The phenotype, unlike the genotype, varies over the course of an organism’s life and depending on the environment in which the organism develops. Over the years it’s become clear that this -phenotypic plasticity’ is a characteristic that is under selection and of ecological and evolutionary significance (Nicotra, Atkinet al. 2010). Plasticity of key functional traits may determine an organism’s ability to establish(Schlichting 1986b), further, if the plasticity increases that organisms’ fitness it may enable the taxon to persist in highly variable environments or over broad niches.
All organisms possess some degree of phenotypic plasticity, but for sessile organisms like plants, plasticity may be of particular importance.
Phenotypic plasticity describes the range of phenotypes a single genotype can express as a function of its environment (Bradshaw 1965; Schlichting 1986a). In this context the term genotype refers to the complete genome of a single genetic individual, not a particular gene sequence.
Terminology and equations
Adaptive plasticity: Phenotypic plasticity that increases the global fitness of a genotype.
Fitness:the fitness of an individual is taken as the relative abundance and success of its genes (often measured as number of surviving offspring) over multiple generations. In many cases, especially with large or long-lived species direct estimates of fitness are not feasible and total biomass, seed number or biomass, survivorship or growth rates of a single generation are used as proxies.
Genotype:When we refer to a genotype here we do so in a population genetic sense, not in reference to molecular sequence of a single gene, but to the complete genome.
Phenotype: The appearance or characteristics of an organism resulting from both genetic and environmental influences. In our terms all organisms have a phenotype not just those expressing a mutation in a given gene of interest.
Phenotypic Plasticity: The range of phenotypes a single genotype can express as a function of its environment.
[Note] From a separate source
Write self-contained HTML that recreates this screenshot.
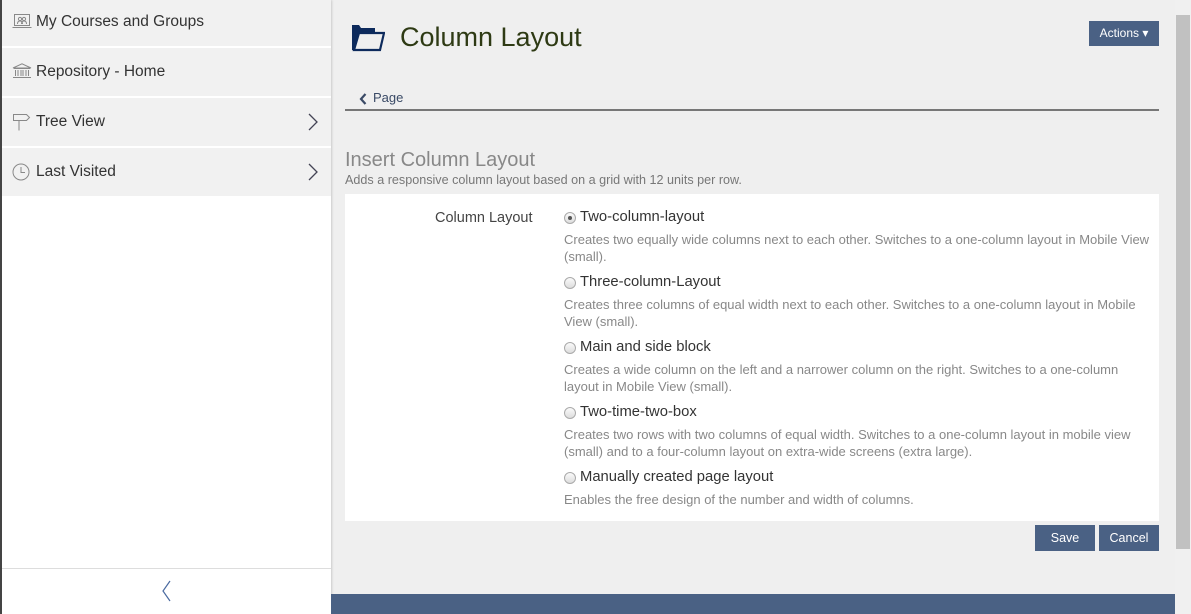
<!DOCTYPE html>
<html><head><meta charset="utf-8"><style>
*{margin:0;padding:0;box-sizing:border-box}
body{width:1191px;height:614px;overflow:hidden;background:#efefef;font-family:"Liberation Sans",sans-serif;position:relative}
.sb{position:absolute;left:0;top:0;width:331px;height:614px;background:#fff;border-left:2px solid #444;box-shadow:1px 0 2px rgba(0,0,0,.15)}
.item{position:absolute;left:0;width:329px;height:48px;background:#f1f1f1;color:#333;font-size:15.5px;line-height:48px;padding-left:34px}
.item svg.ic{position:absolute;left:10px;top:15px}
.item .chev{position:absolute;right:12px;top:14px}
.main{position:absolute;left:331px;top:0;width:844px;height:614px}
h1{position:absolute;left:69px;top:22px;font-weight:normal;font-size:27px;color:#2e3a14}
.act{position:absolute;left:758px;top:21px;width:70px;height:25px;background:#4a6184;color:#fff;font-size:12px;line-height:25px;text-align:center}
.crumb{position:absolute;left:42px;top:90px;font-size:13px;color:#3a4a66}
.hr{position:absolute;left:14px;top:109px;width:814px;height:2px;background:#777}
.t1{position:absolute;left:14px;top:149px;font-size:20px;color:#888}
.t2{position:absolute;left:14px;top:173px;font-size:12.6px;color:#777}
.card{position:absolute;left:14px;top:194px;width:814px;height:327px;background:#fff}
.lbl{position:absolute;left:90px;top:16px;font-size:14.5px;color:#444}
.opt{position:absolute;left:219px;width:590px}
.opt .r{position:absolute;left:0;top:3px;width:12px;height:12px;border:1px solid #aaa;border-radius:50%;background:linear-gradient(#fafafa,#ddd)}
.opt .r.on::after{content:"";position:absolute;left:3px;top:3px;width:4px;height:4px;border-radius:50%;background:#555}
.opt .n{position:absolute;left:16px;top:0;font-size:14.8px;color:#333;white-space:nowrap}
.opt .d{position:absolute;left:0;top:22px;font-size:13px;line-height:17px;color:#888;width:590px}
.btn{position:absolute;top:525px;width:60px;height:26px;background:#4a6184;color:#fff;font-size:12.5px;line-height:26px;text-align:center}
.foot{position:absolute;left:331px;top:594px;width:844px;height:20px;background:#4a6184}
.scr{position:absolute;left:1175px;top:0;width:16px;height:614px;background:#f0f0f0}
.thumb{position:absolute;left:1px;top:15px;width:14px;height:534px;background:#c1c1c1}
</style></head><body>
<div class="sb">
 <div class="item" style="top:-2px">
  <svg class="ic" width="20" height="16" viewBox="0 0 20 16" fill="none" stroke="#888" stroke-width="1"><rect x="2.5" y="1.5" width="15" height="11"/><path d="M0.5 14.5h19"/><circle cx="8" cy="6" r="1.6"/><circle cx="12" cy="6" r="1.6"/><path d="M5.5 11c0-2 1-3 2.5-3s2.5 1 2.5 3M9.5 11c0-2 1-3 2.5-3s2.5 1 2.5 3"/></svg>
  My Courses and Groups</div>
 <div class="item" style="top:48px">
  <svg class="ic" width="20" height="16" viewBox="0 0 20 16" fill="none" stroke="#888" stroke-width="1"><path d="M1 5L10 0.8 19 5zM2 5.5h16M3.5 7v6M6 7v6M9 7v6M11 7v6M14 7v6M16.5 7v6M1 14.5h18"/></svg>
  Repository - Home</div>
 <div class="item" style="top:98px">
  <svg class="ic" width="20" height="18" viewBox="0 0 20 18" fill="none" stroke="#888" stroke-width="1"><path d="M1.5 1.5h13l3 3-3 3h-13zM7 7.5v10"/></svg>
  Tree View
  <svg class="chev" width="12" height="20" viewBox="0 0 12 20" fill="none" stroke="#445" stroke-width="1.3"><path d="M2 2l8 8-8 8"/></svg></div>
 <div class="item" style="top:148px">
  <svg class="ic" width="20" height="20" viewBox="0 0 20 20" fill="none" stroke="#888" stroke-width="1"><circle cx="9" cy="9" r="8"/><path d="M9 4v5.5h4"/></svg>
  Last Visited
  <svg class="chev" width="12" height="20" viewBox="0 0 12 20" fill="none" stroke="#445" stroke-width="1.3"><path d="M2 2l8 8-8 8"/></svg></div>
 <div style="position:absolute;left:0;top:568px;width:329px;height:1px;background:#ddd"></div>
 <svg style="position:absolute;left:158px;top:580px" width="12" height="22" viewBox="0 0 12 22" fill="none" stroke="#4a6aa0" stroke-width="1.2"><path d="M10 1L3 11l7 10"/></svg>
</div>
<div class="main">
 <svg style="position:absolute;left:20px;top:24px" width="34" height="28" viewBox="0 0 34 28"><path d="M1 1h7l2 3h14v4H8L3 26H1z" fill="#0d2a5c"/><path d="M8 9h25l-4 17H3z" fill="none" stroke="#0d2a5c" stroke-width="2.2"/></svg>
 <h1>Column Layout</h1>
 <div class="act">Actions ▾</div>
 <svg style="position:absolute;left:28px;top:93px" width="8" height="12" viewBox="0 0 8 12" fill="none" stroke="#3a4a66" stroke-width="2.2"><path d="M6.5 1L2 6l4.5 5"/></svg>
 <div class="crumb">Page</div>
 <div class="hr"></div>
 <div class="t1">Insert Column Layout</div>
 <div class="t2">Adds a responsive column layout based on a grid with 12 units per row.</div>
 <div class="card">
  <div class="lbl">Column Layout</div>
  <div class="opt" style="top:15px"><div class="r on"></div><div class="n">Two-column-layout</div><div class="d">Creates two equally wide columns next to each other. Switches to a one-column layout in Mobile View (small).</div></div>
  <div class="opt" style="top:80px"><div class="r"></div><div class="n">Three-column-Layout</div><div class="d">Creates three columns of equal width next to each other. Switches to a one-column layout in Mobile View (small).</div></div>
  <div class="opt" style="top:145px"><div class="r"></div><div class="n">Main and side block</div><div class="d">Creates a wide column on the left and a narrower column on the right. Switches to a one-column layout in Mobile View (small).</div></div>
  <div class="opt" style="top:210px"><div class="r"></div><div class="n">Two-time-two-box</div><div class="d">Creates two rows with two columns of equal width. Switches to a one-column layout in mobile view (small) and to a four-column layout on extra-wide screens (extra large).</div></div>
  <div class="opt" style="top:275px"><div class="r"></div><div class="n">Manually created page layout</div><div class="d">Enables the free design of the number and width of columns.</div></div>
 </div>
</div>
<div class="btn" style="left:1035px">Save</div>
<div class="btn" style="left:1099px">Cancel</div>
<div class="foot"></div>
<div class="scr"><div class="thumb"></div></div>
</body></html>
This section draws heavily from (Nicotra and Davidson 2010).
To assess plasticity an experimental design needs to allow quantification of the effects of environment, genotype and their interaction (G * E interaction) on the expression of a trait. The plasticity is reflected in a significant environment effect, and variation between genotypes in plasticity is exhibited by a significant G * E interaction. Note therefore that plasticity cannot be measured on only a single plant (Scheiner 2002). The treatment conditions (e.g. water supply, nutrient or light levels) used should generally be realistic in terms of amount and timing of application, and yet must differ adequately to elicit plastic responses. When aiming to predict plastic responses to novel conditions, it may be valuable to work outside the range of water availability currently experienced – to reveal the -hidden reaction norms’ of plasticity (Schlichting 2008).
Demonstrating that an observed plastic response to water is adaptive requires assessing fitness or fitness components (Caruso et al. 2006). Ideally fitness is assessed across multiple generations e.g. assessments of seed viability (Goergen and Daehler, 1992) and incorporates longevity and survival of adult plants (deFalco et al. 2003). Where measurements on offspring are not possible, assessment of reproductive output can provide useful surrogates e.g. seed weight or the number of flowers (e.g. Sans et al. 2004). For many species, especially long-lived ones, proxies of fitness such as growth rate and biomass are considered acceptable alternatives. In the case of fruit and grain crops, yield or harvest index are appropriate fitness proxies. Statistical techniques to specifically assess the adaptive value of plasticity include linear models and multiple regression analysis and selection analysis (Lande and Arnold 1983; Rausher 1992; Scheiner and Callahan 1999; Weinig, Johnstonet al. 2006).
Plasticity of any given trait can itself evolve in response to selection. Artificial selection experiments have proven informative in examining the underlying genetic mechanisms behind plasticity and in quantifying the selection potential for plasticity (see refs in Nicotra and Davidson 2010).
In addition our understanding of the molecular and genetic mechanisms underlying plasticity is increasing steadily (see Nicotra, Atkinet al. 2010; Nicotra and Davidson 2010).
Until recently the most limiting factor for the progress of plasticity studies was a lack of capacity for precise and efficient phenotyping. The emergence of high throughput phenotyping techniques hold promise for addressing this limitation (e.g. the Australian Plant Phenomics Facility http://www.plantphenomics.org.au/).
Ranges of values
There are several methods for assessing the plasticity of a trait and some effort has been made to establish normalized indices of plasticity that can be used to compare across experiments or species. These include the significance of the environment effect and G* E interaction terms in a linear model, the co-efficient of variation (CV, standard deviation/mean*100) across a set of growth environments, deriving a normalised index for the trait across the environmental range, for example (max-min)/(max+min), (for further discussion see Valladares, Gianoliet al. 2007), or the slope of the trait response to the growth environments – the reaction norm (see Schlichting and Pigliucci 1998 for a discussion of the history of the reaction norm). The theoretical reaction norm of response to water would encompass all possible water availabilities found in a species’ range, whereas in practice only a few are generally considered.